Categories alone often don't capture the nuances. Tags and custom fields add granularity.

Tags are freeform labels—you might tag a landlord as "overseas investor," "portfolio landlord," "HMO," or "considering sale." An applicant might be tagged "pet owner," "guarantor required," or "immediate mover."

Custom fields capture data unique to your workflow. How was each landlord acquired? Referral, portal, networking event? Track it. How fast does each contractor respond? Log it. Over time, patterns emerge and inform better decisions.

The real value surfaces once you've accumulated enough data to spot trends—which contractors deliver consistently, which channels attract the best tenants, which landlord segments are most profitable.

Connecting contacts to properties and tenancies

In property management, contacts rarely exist in isolation. A landlord owns properties. A tenant lives in a property. A contractor services properties. Your contact system should reflect these relationships.

When you open a landlord's record, you see every property they own, every active and past tenancy, and the full communication history. When you open a property record, you see the landlord, current tenant, upcoming compliance deadlines, and maintenance history. When you open a contractor record, you see the jobs they've completed and their reliability score.

These links transform a flat list of contacts into a navigable web of relationships—far more useful than any spreadsheet. This is also where a unified system beats multiple tools. Spreadsheets don't maintain relationships. A proper CRM does.

Controlling who sees what

Not everyone in your agency needs access to every contact. Lettings staff see landlords, tenants, and applicants. The maintenance coordinator sees contractors. Accounts sees financial contacts. Management sees everything.

A good CRM lets you control access granularly—ensuring that sensitive data (landlord bank details, tenant personal information) is only visible to those who need it. This isn't just good practice; it's a UK GDPR requirement. The Information Commissioner's Office expects "appropriate technical and organisational measures," including access controls.

This is particularly important when you're onboarding new staff. New team members should only see the contacts relevant to their role from day one.

Building the habit

The best contact system in the world is useless if your team doesn't use it. Adoption requires two things: simplicity and accountability.

Simplicity means making it fast to add and update contacts. If adding a contact takes ten clicks, people skip it. If it takes two, they do it routinely.

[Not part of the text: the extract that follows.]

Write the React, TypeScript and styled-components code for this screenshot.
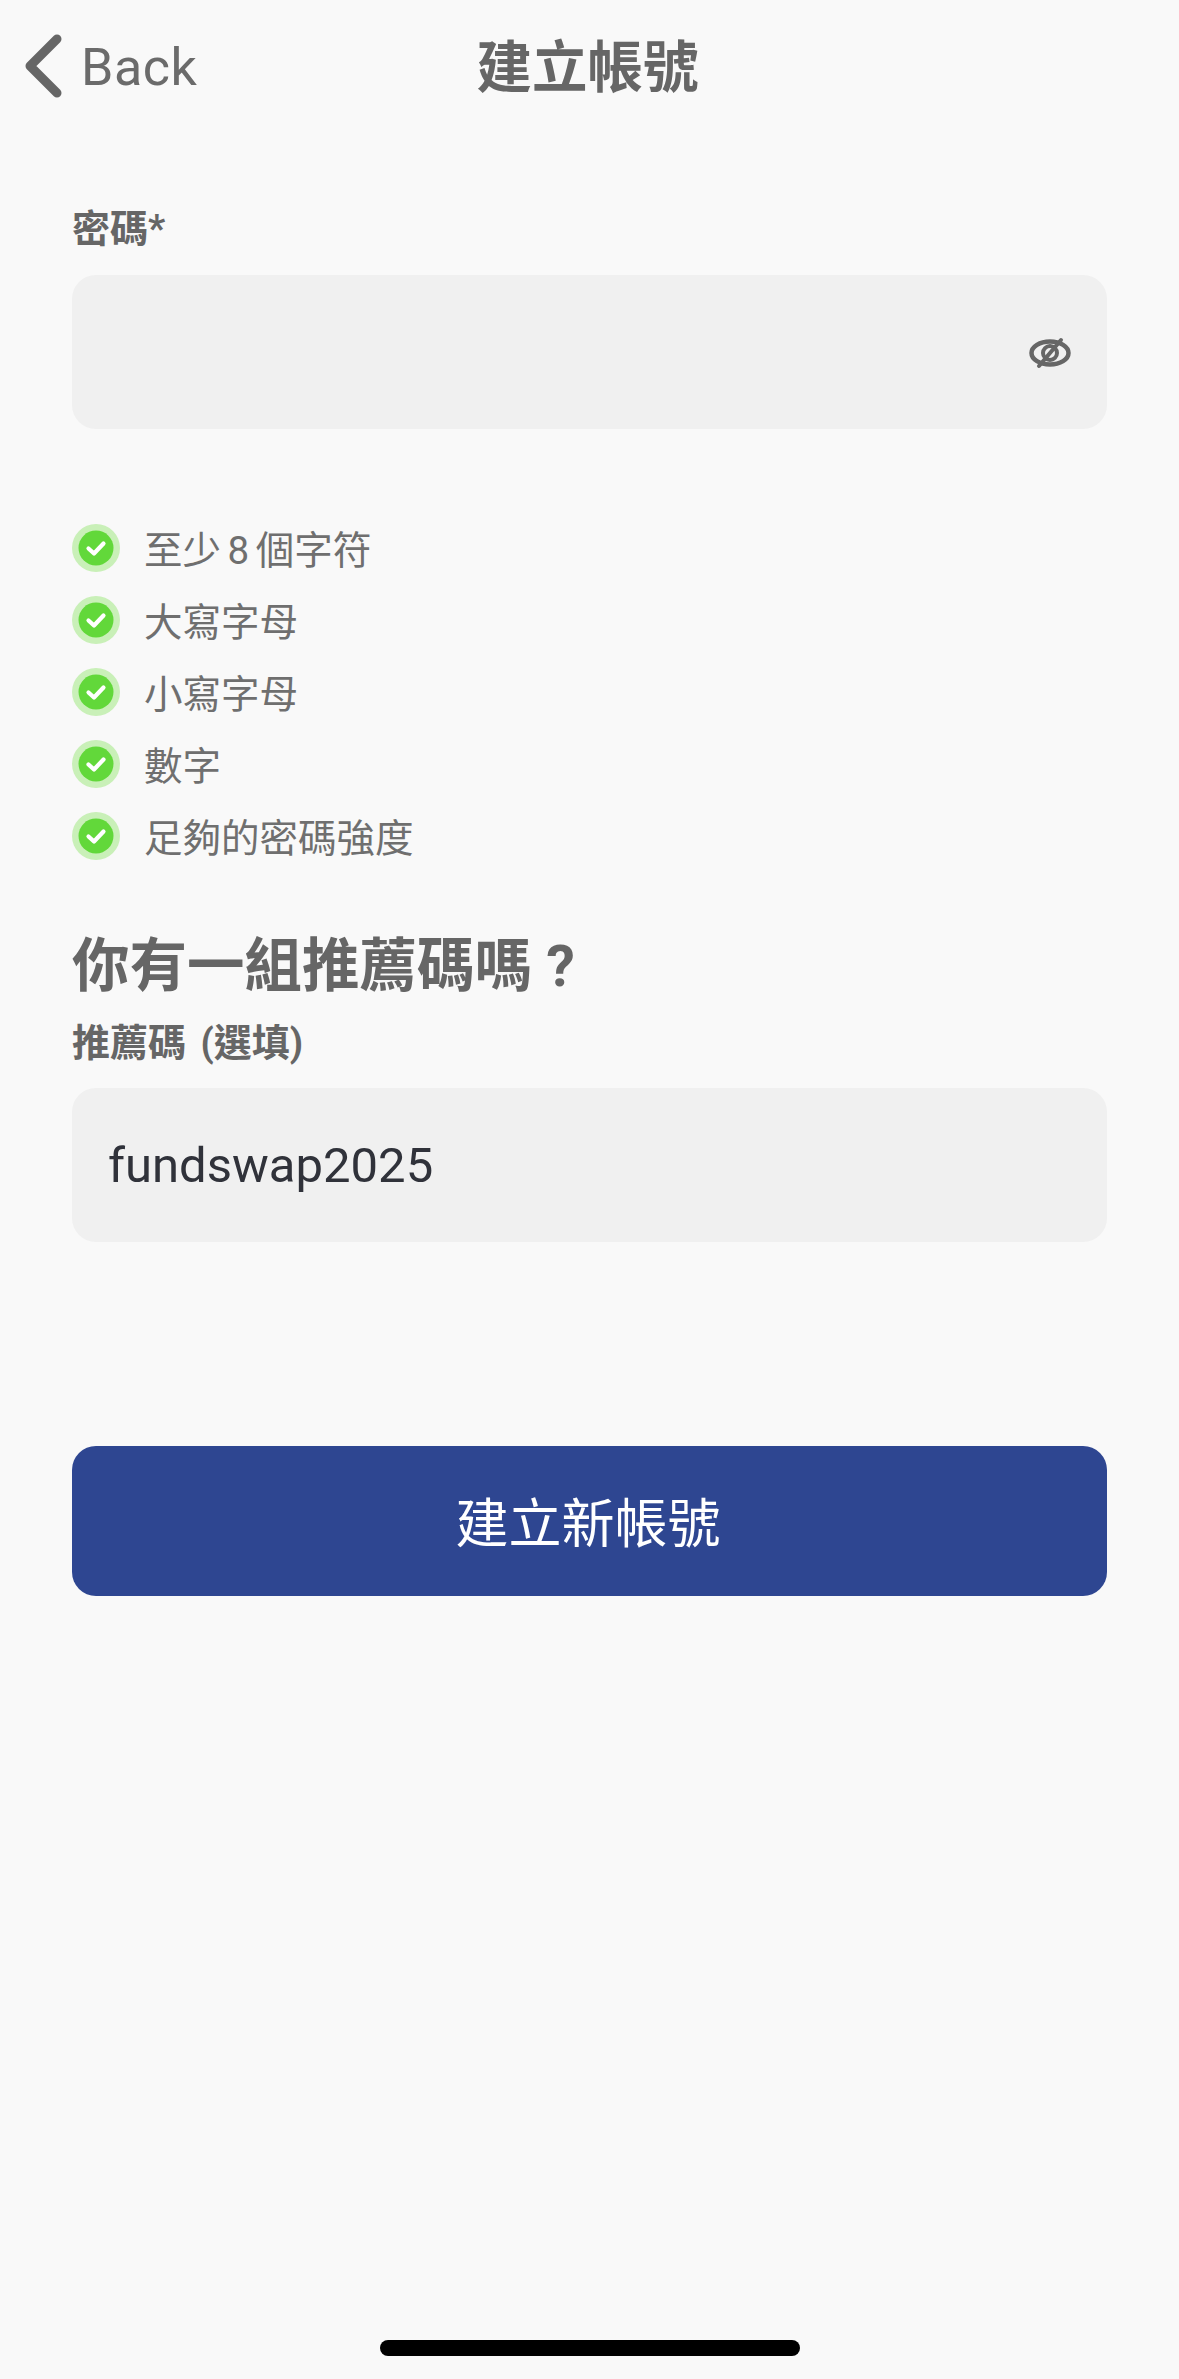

Accountability means making contact management part of the job, not an optional extra. If a new landlord instruction comes in and they're not added to your system within 24 hours, that's a process failure. If an agent conducts a viewing and doesn't log feedback, that's a missed opportunity.

Weekly pipeline reviews—where the team walks through active contacts and updates statuses—reinforce the habit and maintain data quality. It sounds bureaucratic, but it works.

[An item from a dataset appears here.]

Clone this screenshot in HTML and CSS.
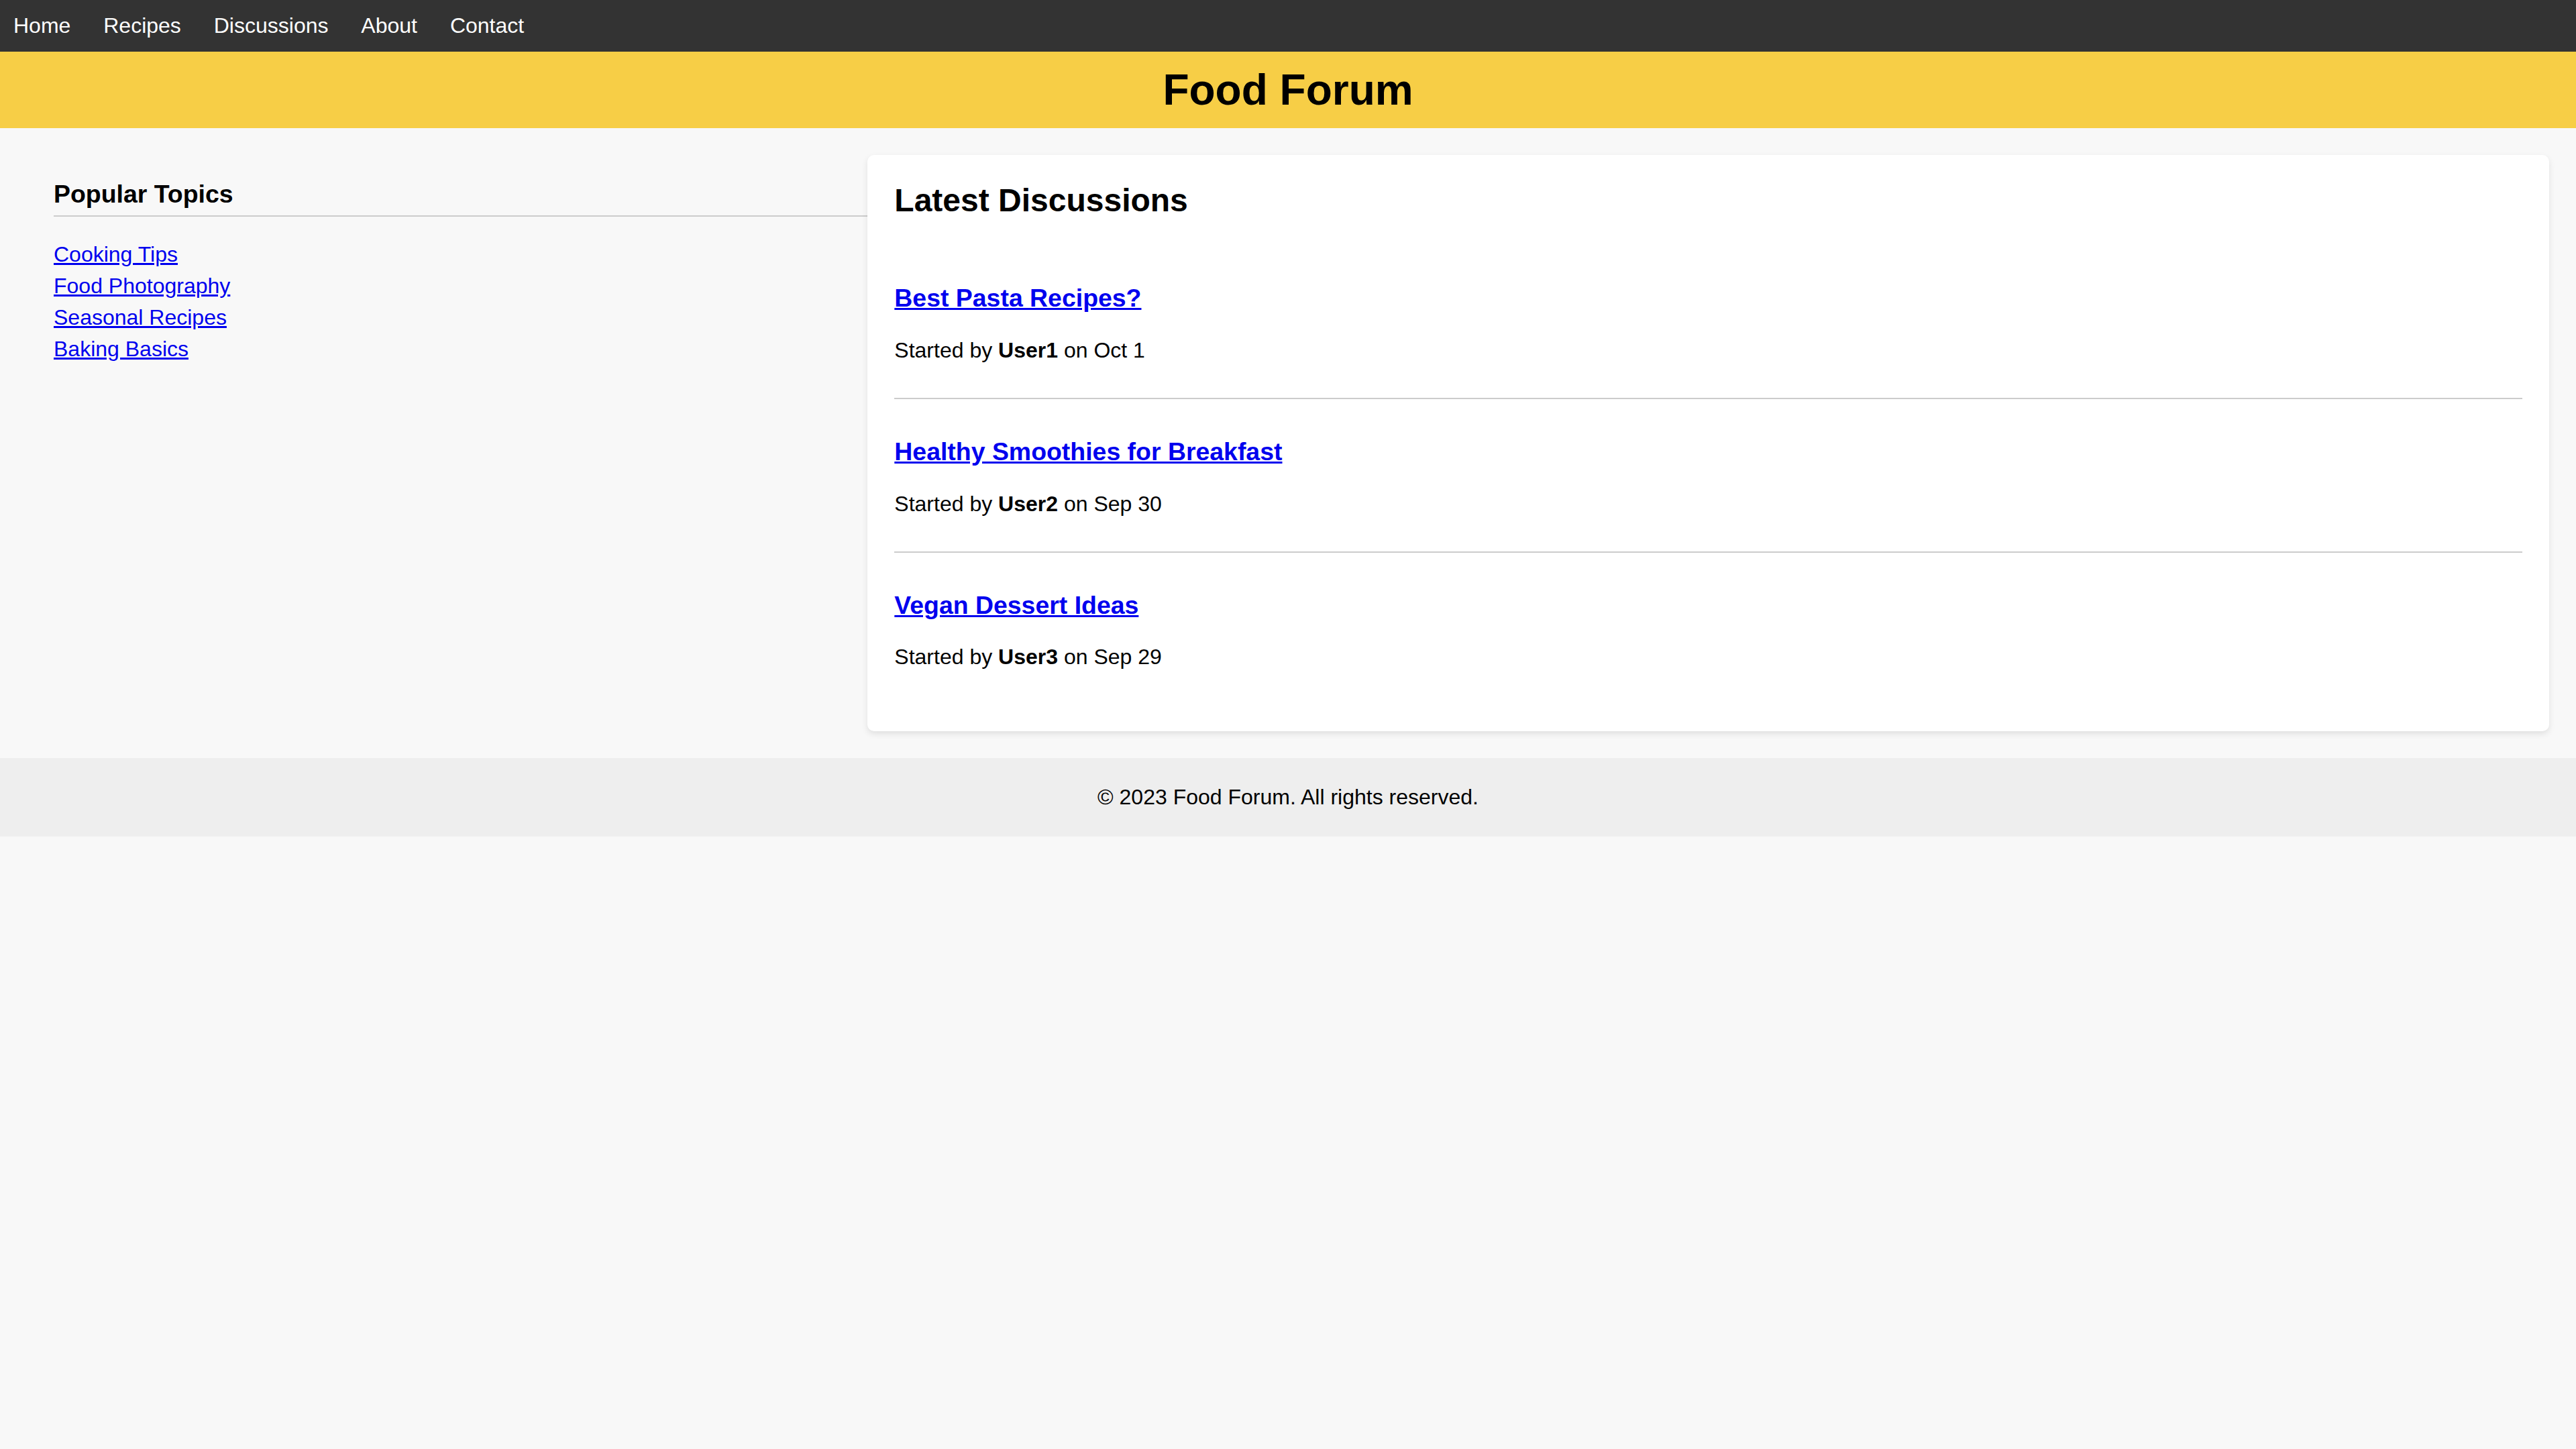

The role of integrations and automation

If you're managing contacts across multiple systems—your CRM, a portal, email, messaging apps—you're creating duplicate work and increasing the chance of data drift.

CRM integrations save estate agents hours every week by syncing data automatically. New applicants captured on your portal feed directly into your contact database. Emails from landlords auto-attach to their contact record. This eliminates manual re-entry and keeps everything in sync.

Frequently Asked Questions

Q: How often should we deduplicate our contact database?
A: Monthly is ideal if you're adding contacts daily. Set a specific day (say, the first Monday of each month) and make it a 30-minute team task. Catch duplicates early before they proliferate.

Q: What's the best way to handle contacts who move between categories—e.g., a tenant who becomes a landlord?
A: A good CRM lets you tag contacts with multiple categories and link them across contexts. They're one record, but visible in both "tenant" and "landlord" views. This prevents duplication and preserves history.

Q: Do we need to archive old contacts or can we delete them?
A: Archive, don't delete. A tenant who moved out two years ago might return (people do). Under GDPR, retention policies should be documented and defensible. Archiving lets you keep records without cluttering your active database.

Q: How do we ensure team members actually use the contact system consistently?
A: Make it easy (simple UI, quick entry), make it automatic (integrations), and make it accountable (pipeline reviews, metrics). If someone's contacts are consistently incomplete, that becomes a performance conversation.

Q: Should we use custom fields, or just tags?
A: Tags are faster and more flexible. Custom fields are better if you need to report on data or use it in workflow rules. Start with tags; graduate to custom fields if a specific business need emerges.

Q: How do we handle GDPR compliance when managing contacts?
A: Document your data retention policy, control who accesses what, ensure contact accuracy, and respond to subject-access requests promptly. The Information Commissioner's Office guidance covers the details. A CRM with audit logs and access controls makes this easier to prove.

Q: Can we migrate from spreadsheets to a CRM without losing data?
A: Yes. Most CRM platforms accept CSV imports. You'll need to map columns correctly and deduplicate as you import, but it's a one-time effort. After that, you're no longer maintaining spreadsheets by hand.

Q: How many contacts should a small agency have?
A: Depends on your portfolio size and model. A 5-person lettings agency might have 500–1,000 active contacts (landlords, tenants, applicants). A 20-person multi-branch operation might have 5,000–10,000. The size doesn't matter as much as the organisation.

In practice: choosing the right tool

A CRM designed for property agencies understands the relationships between contacts, properties, and tenancies in ways generic tools simply don't. Purpose-built platforms provide these structures out of the box, so you can organise your contacts immediately without weeks of customisation.

Contact organisation pays dividends across everything else you do—faster follow-ups, better landlord service, smarter marketing decisions, stronger team onboarding, and lower compliance risk. It's not the most exciting project you'll tackle this year, but it's probably the most impactful.

The fact that you're reading this means you already know the problem. The next step is simple: audit your current contacts, define your taxonomy, and pick a system that enforces it. Your team—and your bottom line—will thank you.